++++ Available data ++++
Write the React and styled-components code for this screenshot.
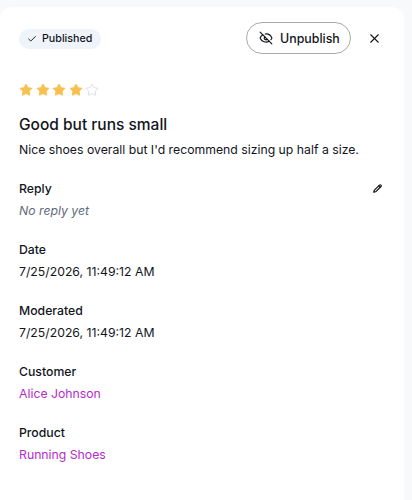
import React from "react";
import styled, { createGlobalStyle } from "styled-components";
import { Check, EyeOff, X, Pencil, Star } from "lucide-react";

const GlobalStyle = createGlobalStyle`
  html, body {
    margin: 0;
    height: 100%;
    background: #f8f9fb;
    font-family: Inter, "Liberation Sans", sans-serif;
    color: #12151c;
    overflow: hidden;
  }
`;

const Panel = styled.div`
  box-sizing: border-box;
  width: 404px;
  height: 493px;
  margin-top: 7px;
  padding: 15px 19px 0;
  background: #fff;
  border-radius: 12px 12px 0 0;
`;

const Header = styled.header`
  display: flex;
  align-items: center;
  justify-content: space-between;
  height: 32px;
`;

const Badge = styled.span`
  display: inline-flex;
  align-items: center;
  gap: 5px;
  height: 20px;
  margin-top: 1px;
  padding: 0 9px 0 8px;
  border-radius: 10px;
  background: #eff3fa;
  font-size: 10.7px;
  font-weight: 500;
`;

const Actions = styled.div`
  display: flex;
  align-items: center;
  gap: 16px;
  margin-right: 3px;
`;

const PillButton = styled.button`
  display: inline-flex;
  align-items: center;
  gap: 7px;
  box-sizing: border-box;
  width: 105px;
  height: 32px;
  padding: 0 0 0 12px;
  border: 1px solid #a9a9ab;
  border-radius: 16px;
  background: #fff;
  color: inherit;
  font: 500 12.4px Inter, sans-serif;

  svg {
    flex-shrink: 0;
  }
`;

const IconButton = styled.button`
  display: flex;
  padding: 0;
  border: 0;
  background: none;
  color: inherit;
`;

const Stars = styled.div`
  display: flex;
  gap: 2.5px;
  margin-top: 29px;
`;

const Title = styled.h2`
  margin: 17px 0 0;
  font-size: 15.5px;
  line-height: 22px;
  font-weight: 500;
`;

const Body = styled.p`
  margin: 4px 0 0;
  font-size: 12.25px;
  line-height: 20px;
`;

const Section = styled.section`
  margin-top: ${(p) => p.$gap || 19.2}px;
`;

const LabelRow = styled.div`
  display: flex;
  align-items: center;
  justify-content: space-between;
  padding-right: 3px;
`;

const Label = styled.div`
  font-size: 12.25px;
  line-height: 20px;
  font-weight: 500;
`;

const Value = styled.div`
  margin-top: 2px;
  font-size: 12.25px;
  line-height: 20px;
  color: ${(p) => (p.$link ? "#b52ccb" : "inherit")};
`;

const Muted = styled(Value)`
  color: #5f6b7c;
  font-style: italic;
`;

const fields = [
  { label: "Date", value: "7/25/2026, 11:49:12 AM" },
  { label: "Moderated", value: "7/25/2026, 11:49:12 AM" },
  { label: "Customer", value: "Alice Johnson", link: true },
  { label: "Product", value: "Running Shoes", link: true },
];

export default function App() {
  return (
    <>
      <GlobalStyle />
      <Panel>
        <Header>
          <Badge>
            <Check size={10} strokeWidth={2.25} />
            Published
          </Badge>
          <Actions>
            <PillButton>
              <EyeOff size={14} strokeWidth={2} />
              Unpublish
            </PillButton>
            <IconButton>
              <X size={15} strokeWidth={1.75} />
            </IconButton>
          </Actions>
        </Header>
        <Stars>
          {[0, 1, 2, 3, 4].map((i) => (
            <Star
              key={i}
              size={14}
              strokeWidth={1.5}
              color={i < 4 ? "#f8c04e" : "#d5dae3"}
              fill={i < 4 ? "#f8c04e" : "none"}
            />
          ))}
        </Stars>
        <Title>Good but runs small</Title>
        <Body>Nice shoes overall but I'd recommend sizing up half a size.</Body>
        <Section $gap={18.7}>
          <LabelRow>
            <Label>Reply</Label>
            <Pencil size={9} strokeWidth={3.25} />
          </LabelRow>
          <Muted>No reply yet</Muted>
        </Section>
        {fields.map((f) => (
          <Section key={f.label}>
            <Label>{f.label}</Label>
            <Value $link={f.link}>{f.value}</Value>
          </Section>
        ))}
      </Panel>
    </>
  );
}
++++
## Given request:
Working from the lines above, reproduce the material exactly and exclude its pictures.

## Written answer:
Write the React and styled-components code for this screenshot.
import React from "react";
import styled, { createGlobalStyle } from "styled-components";
import { Check, EyeOff, X, Pencil, Star } from "lucide-react";

const GlobalStyle = createGlobalStyle`
  html, body {
    margin: 0;
    height: 100%;
    background: #f8f9fb;
    font-family: Inter, "Liberation Sans", sans-serif;
    color: #12151c;
    overflow: hidden;
  }
`;

const Panel = styled.div`
  box-sizing: border-box;
  width: 404px;
  height: 493px;
  margin-top: 7px;
  padding: 15px 19px 0;
  background: #fff;
  border-radius: 12px 12px 0 0;
`;

const Header = styled.header`
  display: flex;
  align-items: center;
  justify-content: space-between;
  height: 32px;
`;

const Badge = styled.span`
  display: inline-flex;
  align-items: center;
  gap: 5px;
  height: 20px;
  margin-top: 1px;
  padding: 0 9px 0 8px;
  border-radius: 10px;
  background: #eff3fa;
  font-size: 10.7px;
  font-weight: 500;
`;

const Actions = styled.div`
  display: flex;
  align-items: center;
  gap: 16px;
  margin-right: 3px;
`;

const PillButton = styled.button`
  display: inline-flex;
  align-items: center;
  gap: 7px;
  box-sizing: border-box;
  width: 105px;
  height: 32px;
  padding: 0 0 0 12px;
  border: 1px solid #a9a9ab;
  border-radius: 16px;
  background: #fff;
  color: inherit;
  font: 500 12.4px Inter, sans-serif;

  svg {
    flex-shrink: 0;
  }
`;

const IconButton = styled.button`
  display: flex;
  padding: 0;
  border: 0;
  background: none;
  color: inherit;
`;

const Stars = styled.div`
  display: flex;
  gap: 2.5px;
  margin-top: 29px;
`;

const Title = styled.h2`
  margin: 17px 0 0;
  font-size: 15.5px;
  line-height: 22px;
  font-weight: 500;
`;

const Body = styled.p`
  margin: 4px 0 0;
  font-size: 12.25px;
  line-height: 20px;
`;

const Section = styled.section`
  margin-top: ${(p) => p.$gap || 19.2}px;
`;

const LabelRow = styled.div`
  display: flex;
  align-items: center;
  justify-content: space-between;
  padding-right: 3px;
`;

const Label = styled.div`
  font-size: 12.25px;
  line-height: 20px;
  font-weight: 500;
`;

const Value = styled.div`
  margin-top: 2px;
  font-size: 12.25px;
  line-height: 20px;
  color: ${(p) => (p.$link ? "#b52ccb" : "inherit")};
`;

const Muted = styled(Value)`
  color: #5f6b7c;
  font-style: italic;
`;

const fields = [
  { label: "Date", value: "7/25/2026, 11:49:12 AM" },
  { label: "Moderated", value: "7/25/2026, 11:49:12 AM" },
  { label: "Customer", value: "Alice Johnson", link: true },
  { label: "Product", value: "Running Shoes", link: true },
];

export default function App() {
  return (
    <>
      <GlobalStyle />
      <Panel>
        <Header>
          <Badge>
            <Check size={10} strokeWidth={2.25} />
            Published
          </Badge>
          <Actions>
            <PillButton>
              <EyeOff size={14} strokeWidth={2} />
              Unpublish
            </PillButton>
            <IconButton>
              <X size={15} strokeWidth={1.75} />
            </IconButton>
          </Actions>
        </Header>
        <Stars>
          {[0, 1, 2, 3, 4].map((i) => (
            <Star
              key={i}
              size={14}
              strokeWidth={1.5}
              color={i < 4 ? "#f8c04e" : "#d5dae3"}
              fill={i < 4 ? "#f8c04e" : "none"}
            />
          ))}
        </Stars>
        <Title>Good but runs small</Title>
        <Body>Nice shoes overall but I'd recommend sizing up half a size.</Body>
        <Section $gap={18.7}>
          <LabelRow>
            <Label>Reply</Label>
            <Pencil size={9} strokeWidth={3.25} />
          </LabelRow>
          <Muted>No reply yet</Muted>
        </Section>
        {fields.map((f) => (
          <Section key={f.label}>
            <Label>{f.label}</Label>
            <Value $link={f.link}>{f.value}</Value>
          </Section>
        ))}
      </Panel>
    </>
  );
}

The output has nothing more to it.